Bollywood treats its screenplay writers poorly. Most of the time their job is not to raise questions, but to simply answer them, notes Anirudhya Mitra
a producer, while handing over a DVD to a scriptwriter, says, “Bro, take a look at this movie. Write it. I’ve a cast ready who love this movie. We are shooting it in Bangkok. And we will rock!”
Now, the scriptwriter is a struggling one — of a kind that Bollywood is full of. They have written many original scripts but can hardly find a buyer. But he needs work. He needs
releases to his name and money to survive. He gets back to the producer after watching the DVD, and says the film is interesting but doesn’t work for the Indian viewers. Also, it should not be shot on a foreign locale or else Indian viewers might lose connection. The producer doesn’t agree since he claims to have mastered the art of shooting his films in ghettos abroad. He tells the writer to think fast. The writer is scared now. “Boss, can you please instruct your production manager to make my contract? Actually my financial situation is...” The producer cuts in, “Not an issue, bro. Not an issue. You start the work. Money will flow. By the way don’t miss the party tonight”.
Six months later, the same writer is hugely excited sitting in a five-star hotel in Kolkata, busy making the script more location specific after having done a recce of the city along with his director and the technical team. After much deliberation, the producer had agreed not to shoot the film in Bangkok.
Suddenly the creative director of the production house drops in the scene and informs shooting has been cancelled. Why? Why? Why? Everyone asks in disbelief. The creative director tells that the hero of the film doesn’t consider Kolkata good enough to party after shooting. He is shooting another film in San Francisco some four months later, so the writer has to change the fourth draft of his script accordingly. But the kind of crime that takes place in this film is non-existent in San Francisco, the writer opines. The creative director says he has conveyed the producer’s message and his job was over. The entire team catches the next flight back to Mumbai.

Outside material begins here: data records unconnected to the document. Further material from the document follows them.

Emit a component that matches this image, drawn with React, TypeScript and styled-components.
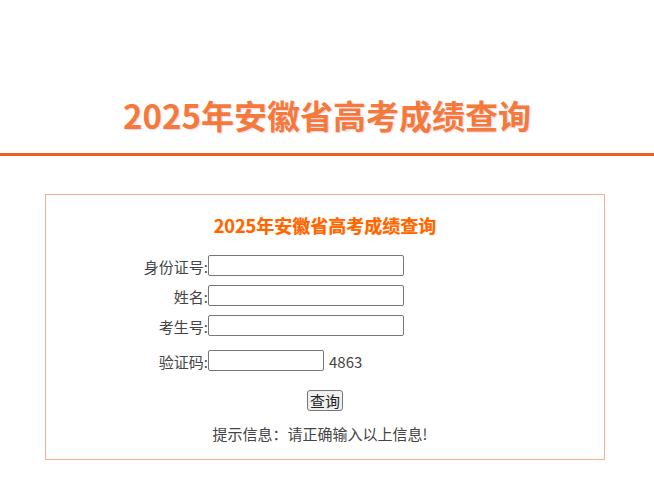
import React from "react";
import styled, { createGlobalStyle } from "styled-components";

const Global = createGlobalStyle`
  html, body { margin: 0; padding: 0; background: #fff; }
  body { font-family: "Noto Sans CJK SC", "Noto Sans", sans-serif; color: #333; }
`;

const Header = styled.header`
  padding-top: 90px;
  padding-bottom: 13px;
  border-bottom: 3px solid #ea5f28;
  text-align: center;
`;

const MainTitle = styled.h1`
  margin: 0;
  font-size: 33px;
  line-height: 50px;
  font-weight: 700;
  color: #f47a3c;
  text-shadow: 1px 1px 1px #ffd3df;
`;

const Panel = styled.section`
  margin: 38px 0 0 45px;
  width: 560px;
  height: 266px;
  border: 1px solid #f6b08e;
  padding-top: 15px;
  box-sizing: border-box;
`;

const PanelTitle = styled.h2`
  margin: 0 0 15px;
  text-align: center;
  font-size: 18px;
  line-height: 30px;
  font-weight: 700;
  color: #ff6600;
  text-shadow: 0 0 1px #ffb080;
`;

const Form = styled.div`
  display: flex;
  flex-direction: column;
  gap: 9px;
`;

const Row = styled.div<{ $extraTop?: number }>`
  display: flex;
  align-items: flex-end;
  height: 21px;
  margin-top: ${(p) => p.$extraTop ?? 0}px;
  font-size: 15px;
`;

const Label = styled.label`
  width: 162px;
  text-align: right;
  color: #444;
  white-space: nowrap;
  line-height: 19px;
`;

const Input = styled.input<{ $w: number }>`
  width: ${(p) => p.$w}px;
  height: 21px;
  box-sizing: border-box;
  border: 1px solid #767676;
  border-radius: 2px;
  padding: 1px 2px;
  margin: 0;
  font-size: 14px;
  background: #fff;
`;

const Code = styled.span`
  margin-left: 5px;
  color: #444;
  font-size: 15px;
  line-height: 19px;
`;

const ButtonRow = styled.div`
  display: flex;
  justify-content: center;
  margin-top: 19px;
`;

const Button = styled.button`
  height: 21px;
  padding: 0 2px;
  font-family: inherit;
  font-size: 15px;
  line-height: 19px;
  color: #222;
  background: #efefef;
  border: 1px solid #767676;
  border-radius: 3px;
`;

const Hint = styled.p`
  margin: 13px 0 0;
  padding-right: 10px;
  text-align: center;
  font-size: 15px;
  line-height: 20px;
  color: #444;
`;

export default function App() {
  return (
    <>
      <Global />
      <Header>
        <MainTitle>2025年安徽省高考成绩查询</MainTitle>
      </Header>
      <Panel>
        <PanelTitle>2025年安徽省高考成绩查询</PanelTitle>
        <Form>
          <Row>
            <Label>身份证号:</Label>
            <Input $w={196} />
          </Row>
          <Row>
            <Label>姓名:</Label>
            <Input $w={196} />
          </Row>
          <Row>
            <Label>考生号:</Label>
            <Input $w={196} />
          </Row>
          <Row $extraTop={5}>
            <Label>验证码:</Label>
            <Input $w={116} />
            <Code>4863</Code>
          </Row>
        </Form>
        <ButtonRow>
          <Button>查询</Button>
        </ButtonRow>
        <Hint>提示信息：请正确输入以上信息!</Hint>
      </Panel>
    </>
  );
}
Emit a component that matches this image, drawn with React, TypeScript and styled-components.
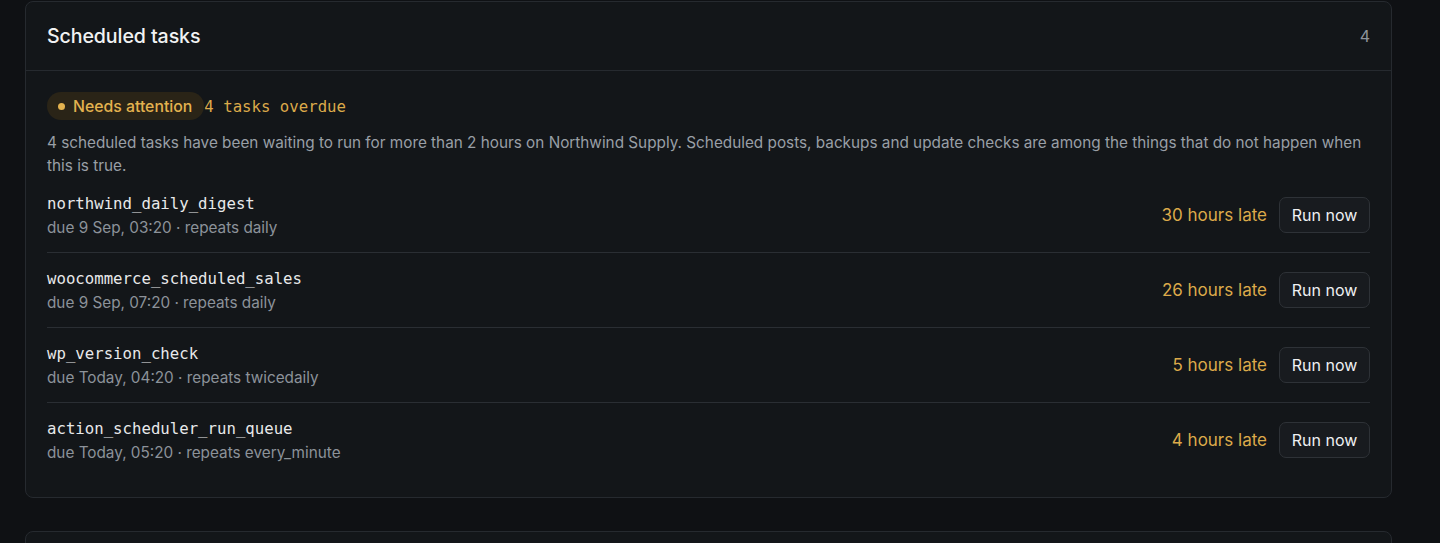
import React from "react";
import styled, { createGlobalStyle } from "styled-components";

const GlobalStyle = createGlobalStyle`
  html, body { margin: 0; padding: 0; background: #0f1114; }
  body { font-family: Inter, "Noto Sans", sans-serif; -webkit-font-smoothing: antialiased; }
  * { box-sizing: border-box; }
`;

const Page = styled.div`
  width: 1440px;
  height: 543px;
  overflow: hidden;
  background: #0f1114;
  padding: 1px 48px 0 25px;
  display: flex;
  flex-direction: column;
  gap: 33px;
`;

const Card = styled.section`
  background: #131619;
  border: 1px solid #262a2f;
  border-radius: 8px;
  flex-shrink: 0;
`;

const Header = styled.header`
  height: 69px;
  display: flex;
  align-items: center;
  justify-content: space-between;
  padding: 0 21px 1px;
  border-bottom: 1px solid #262a2f;
`;

const Title = styled.h2`
  margin: 0;
  font-size: 19.6px;
  font-weight: 500;
  color: #f1f2f3;
  letter-spacing: -0.1px;
`;

const Count = styled.span`
  font-size: 16px;
  color: #8e949b;
`;

const Body = styled.div`
  padding: 21px 21px 20px;
`;

const StatusLine = styled.div`
  display: flex;
  align-items: center;
  gap: 0;
  height: 28px;
`;

const Badge = styled.span`
  display: inline-flex;
  align-items: center;
  gap: 8px;
  height: 28px;
  padding: 0 12px 0 11px;
  border-radius: 14px;
  background: #2a2417;
  color: #e3b24f;
  font-size: 15.8px;
  font-weight: 500;
`;

const Dot = styled.span`
  width: 7px;
  height: 7px;
  border-radius: 50%;
  background: #e3b24f;
`;

const Mono = styled.span`
  font-family: "DejaVu Sans Mono", "Liberation Mono", monospace;
  font-size: 15.7px;
  color: ${(p: { tone?: string }) => p.tone || "#e8e9ea"};
`;

const Description = styled.p`
  margin: 11px 0 0;
  font-size: 15.3px;
  line-height: 23px;
  color: #999fa6;
  max-width: 1322px;
`;

const TaskList = styled.div`
  display: flex;
  flex-direction: column;
`;

const TaskRow = styled.div`
  height: 75px;
  display: flex;
  align-items: center;
  justify-content: space-between;
  border-top: 1px solid ${(p: { first?: boolean }) => (p.first ? "transparent" : "#2a2e33")};
`;

const TaskInfo = styled.div`
  display: flex;
  flex-direction: column;
  padding-top: 1px;
`;

const TaskName = styled(Mono)`
  line-height: 24px;
`;

const TaskMeta = styled.span`
  font-size: 15.3px;
  line-height: 24px;
  color: #8c9299;
`;

const TaskActions = styled.div`
  display: flex;
  align-items: center;
  gap: 12px;
`;

const Late = styled.span`
  font-size: 17px;
  color: #dcaa4a;
`;

const RunButton = styled.button`
  height: 36px;
  width: 91px;
  border-radius: 7px;
  border: 1px solid #2e3237;
  background: #181b1f;
  color: #eef0f2;
  font-family: Inter, "Noto Sans", sans-serif;
  font-size: 16px;
  font-weight: 400;
  padding: 0;
  cursor: pointer;
`;

const NextCard = styled(Card)`
  height: 60px;
`;

const tasks = [
  { name: "northwind_daily_digest", meta: "due 9 Sep, 03:20 · repeats daily", late: "30 hours late" },
  { name: "woocommerce_scheduled_sales", meta: "due 9 Sep, 07:20 · repeats daily", late: "26 hours late" },
  { name: "wp_version_check", meta: "due Today, 04:20 · repeats twicedaily", late: "5 hours late" },
  { name: "action_scheduler_run_queue", meta: "due Today, 05:20 · repeats every_minute", late: "4 hours late" },
];

export default function App() {
  return (
    <>
      <GlobalStyle />
      <Page>
        <Card>
          <Header>
            <Title>Scheduled tasks</Title>
            <Count>4</Count>
          </Header>
          <Body>
            <StatusLine>
              <Badge>
                <Dot />
                Needs attention
              </Badge>
              <Mono tone="#dcaa4a">4 tasks overdue</Mono>
            </StatusLine>
            <Description>
              4 scheduled tasks have been waiting to run for more than 2 hours on Northwind Supply. Scheduled posts,
              backups and update checks are among the things that do not happen when this is true.
            </Description>
            <TaskList>
              {tasks.map((t, i) => (
                <TaskRow key={t.name} first={i === 0}>
                  <TaskInfo>
                    <TaskName>{t.name}</TaskName>
                    <TaskMeta>{t.meta}</TaskMeta>
                  </TaskInfo>
                  <TaskActions>
                    <Late>{t.late}</Late>
                    <RunButton>Run now</RunButton>
                  </TaskActions>
                </TaskRow>
              ))}
            </TaskList>
          </Body>
        </Card>
        <NextCard />
      </Page>
    </>
  );
}
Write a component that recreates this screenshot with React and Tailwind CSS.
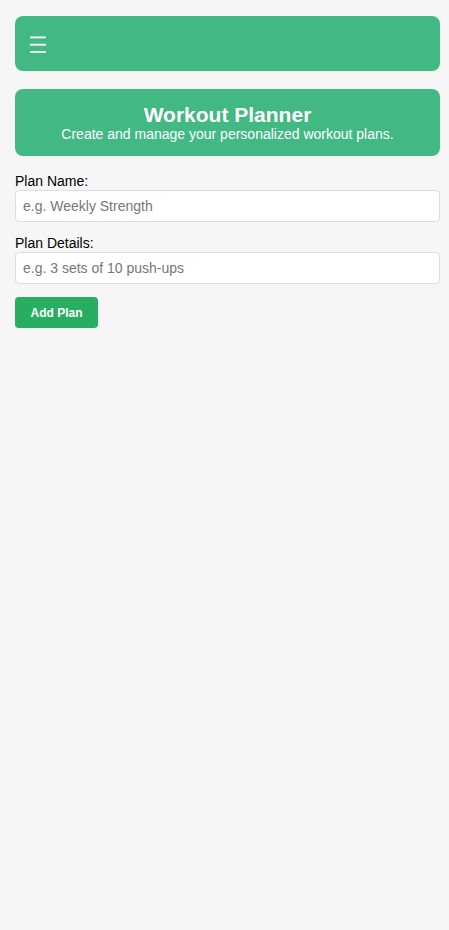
import React, { useState } from 'react'

const App = () => {
  const [planName, setPlanName] = useState('')
  const [planDetails, setPlanDetails] = useState('')

  return (
    <div className="min-h-screen bg-[#f6f6f6] pl-[15px] pr-[9px] pt-[16px] font-['Liberation_Sans',Arial,sans-serif] text-black">
      {/* Top bar */}
      <header className="h-[55px] rounded-[8px] bg-[#42b883] flex items-center px-[14px]">
        <button className="p-0" aria-label="Menu">
          <svg width="18" height="18" viewBox="0 0 18 18" className="block">
            <rect x="1" y="1.5" width="16" height="1.8" fill="#ffffff" />
            <rect x="1" y="8.8" width="16" height="1.8" fill="#ffffff" />
            <rect x="1" y="16" width="16" height="1.8" fill="#ffffff" />
          </svg>
        </button>
      </header>

      {/* Hero */}
      <section className="mt-[18px] rounded-[8px] bg-[#42b883] text-white text-center py-[14px]">
        <h1 className="text-[21px] leading-[23px] font-bold">Workout Planner</h1>
        <p className="text-[14px] leading-[16px]">Create and manage your personalized workout plans.</p>
      </section>

      {/* Form */}
      <form className="mt-[17px]" onSubmit={(e) => e.preventDefault()}>
        <label className="block text-[14px] leading-[17px]">Plan Name:</label>
        <input
          value={planName}
          onChange={(e) => setPlanName(e.target.value)}
          placeholder="e.g. Weekly Strength"
          className="block w-full h-[32px] bg-white border border-[#dddddd] rounded-[4px] px-[7px] text-[14px] placeholder:text-[#777777] outline-none"
        />
        <label className="block mt-[13px] text-[14px] leading-[17px]">Plan Details:</label>
        <input
          value={planDetails}
          onChange={(e) => setPlanDetails(e.target.value)}
          placeholder="e.g. 3 sets of 10 push-ups"
          className="block w-full h-[32px] bg-white border border-[#dddddd] rounded-[4px] px-[7px] text-[14px] placeholder:text-[#777777] outline-none"
        />
        <button
          type="submit"
          className="mt-[13px] h-[31px] w-[83px] rounded-[4px] bg-[#27ae60] text-white text-[12px] font-bold"
        >
          Add Plan
        </button>
      </form>
    </div>
  )
}

export default App
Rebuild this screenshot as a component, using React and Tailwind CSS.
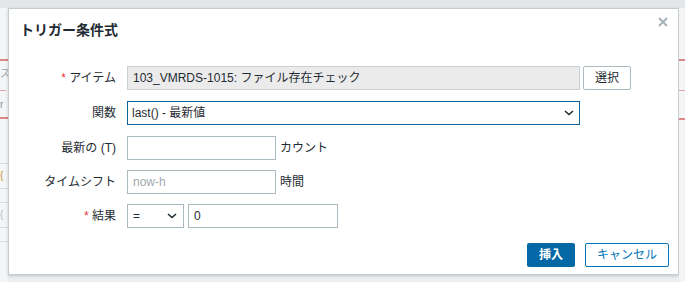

Now who said “script is the key”, was it Syd Field, one of Hollywood’s most successful screenplay writers? When UTV brought him to Mumbai and organised a workshop for the film fraternity? Ever since, every producer in town chants the line while engaging a writer for his next film. And that’s where the writer is shown his status in the industry. His real status in the industry. To, begin with, the scriptwriter has to take a cut. A huge cut in fact. Because the producer has so many reasons for it even as Syd Field’s mantra is promptly sidelined. The producer opens his collections of excuses:
A. The writer is getting a break. B. He has no release to his credit (as if completing the film and it’s subsequent release were among the writer’s contractual obligations). C. The writer’s last film didn’t work. D. The Producer has to pay humongous fees to the stars. E. The producer will pay well in the next film, the writer should adjust this time. F. The producer isn’t sure if the film will eventually be made. G. The producer is making his first film. The writer must help him. H. A writer’s name doesn’t help the producer sell his film. I. The making of the film is going to cost a lot. All the songs got to be shot abroad. J. Recession. The most
favoured word of the producers today. K. The producer wants to sell the script first to a financier first and then pay.
L. If a star has approved the script, then the producer doesn’t mind fulfilling the writer’s expectation. M. There is no standardisation of fees for scriptwriters in India. N. The producer is trying to recover from his earlier flops.
I could have easily gone up to Z. But the real issue is why are scriptwriters in Bollywood treated so poorly. Yes, there are exceptions. But it has taken them too an unreasonable length of time to prove a point. One of Bollywood’s top writers, Abbas Tyrewalla, said Indian scriptwriters will not get their due unless they learn to say “no”. He is right. I am trying to muster the same courage. I am well aware of the hard way he has come through but he always had it in him — to be able to say “no”.
Writer-cum-director Anurag Kashyap is a tough nut to crack. But he too has learnt the hard way.
The Writers’ Association of India is fighting to eke out what is rightly due to a writer. But why can’t we change our mindset when it comes to dealing with a writer? Isn’t he or she the one to deliver the key to the success of the film? Is he or she not the only member of the team who starts the project? Isn’t he or she the only one who fulfils all his or her tasks much before the film even goes on the floor? Isn’t he or she the only one who has to wait for his or her last instalment to materialise till the post production of the film gets over? No. The writer’s job is not to raise questions but to answer them.
— Mitra is a screenwriter based in Mumbai.